Now join with me in a little thought experiment. Imagine that second quote above had appeared without attribution on the blog of Peter Leithart or Jeff Meyers. Right, that quote about a gospel full of obedience, and a law full of faith. That one. Do you think that we could get a couple dozen men who do not understand their own theological tradition to write a stern letter to the appropriate presbytery demanding that immediate steps be taken?

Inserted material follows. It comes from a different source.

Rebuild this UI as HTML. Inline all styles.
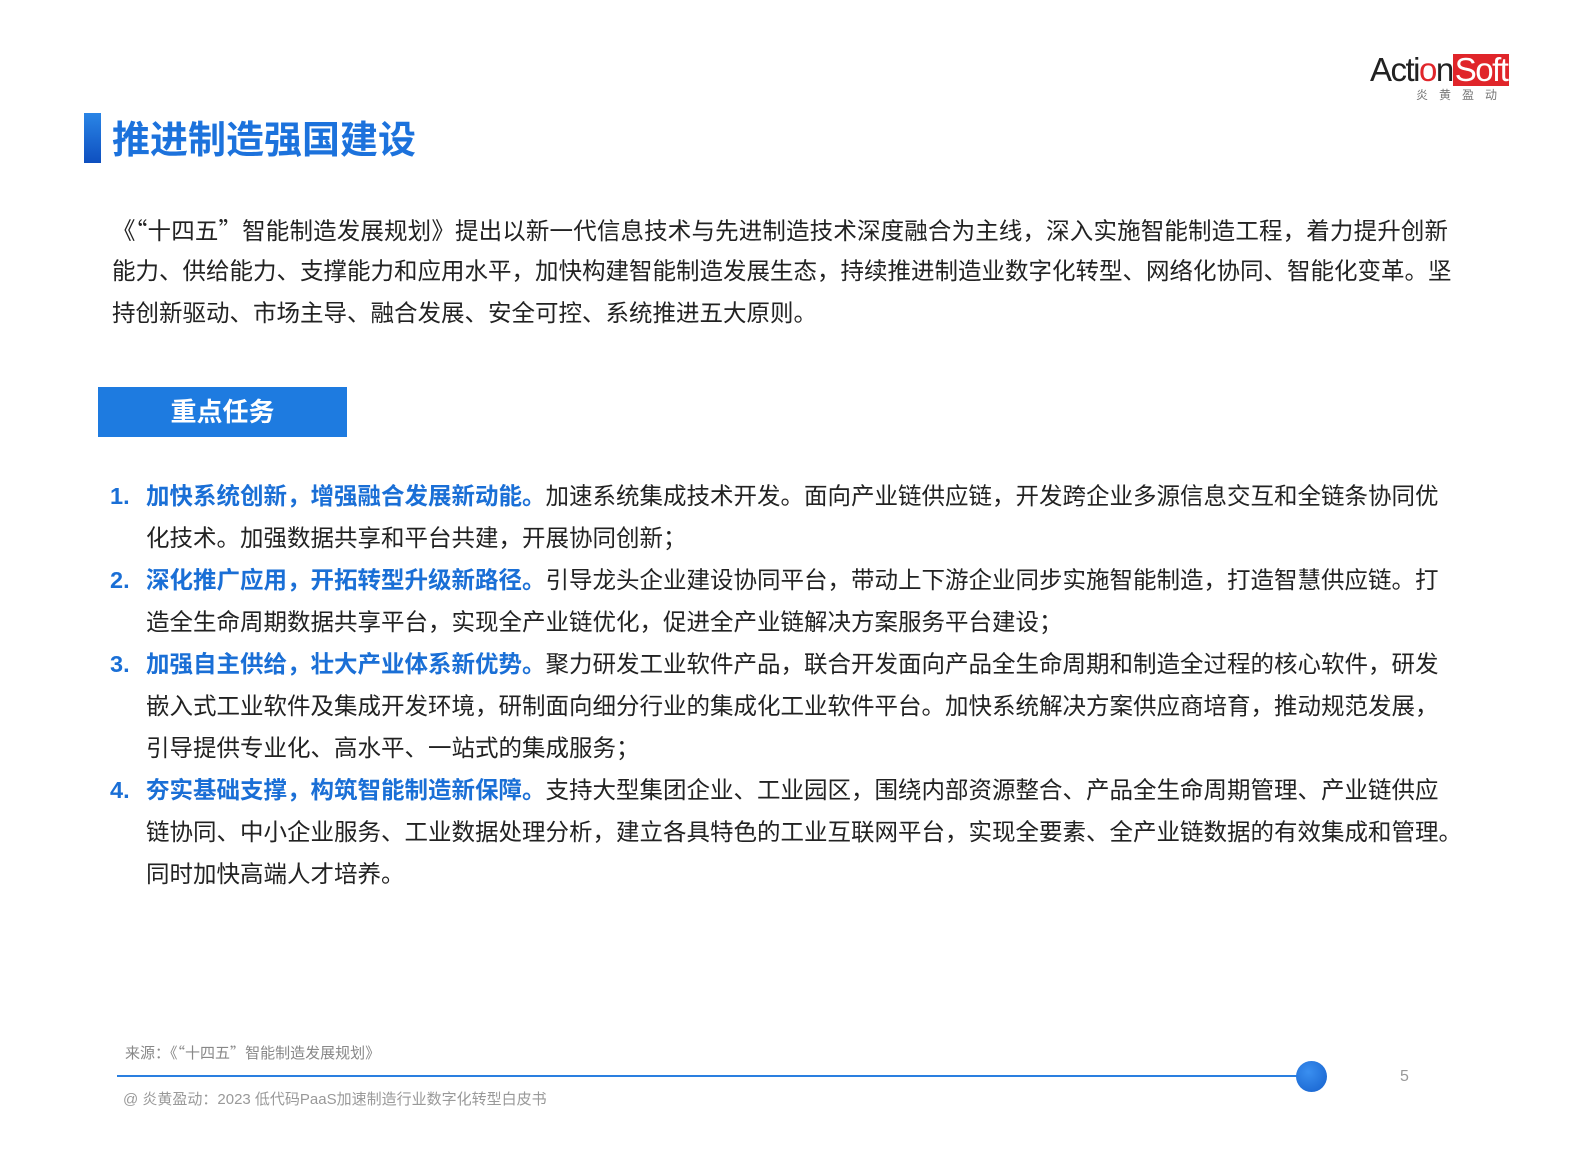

Lane over at Greenbaggins has said that I deny sola fide (which I emphatically affirm), and he has made this claim on the basis of his own failure to make the most basic distinctions that someone with a Reformed theological education should be able to make. If the Reformed tradition were the Mississippi River, these river boat pilots have managed to get their vessel grounded just south of Wichita. As I put it in a recent comment elsewhere, I really don’t understand why the C students think they get to grade everybody else’s papers.
But stumbling over a right understanding of the law is not a new problem. Let the apostle remind us of a few things.
“Now the end of the commandment is charity out of a pure heart, and of a good conscience, and of faith unfeigned: From which some having swerved have turned aside unto vain jangling; Desiring to be teachers of the law; understanding neither what they say, nor whereof they affirm. But we know that the law is good, if a man use it lawfully” (1 Tim. 1:5-8).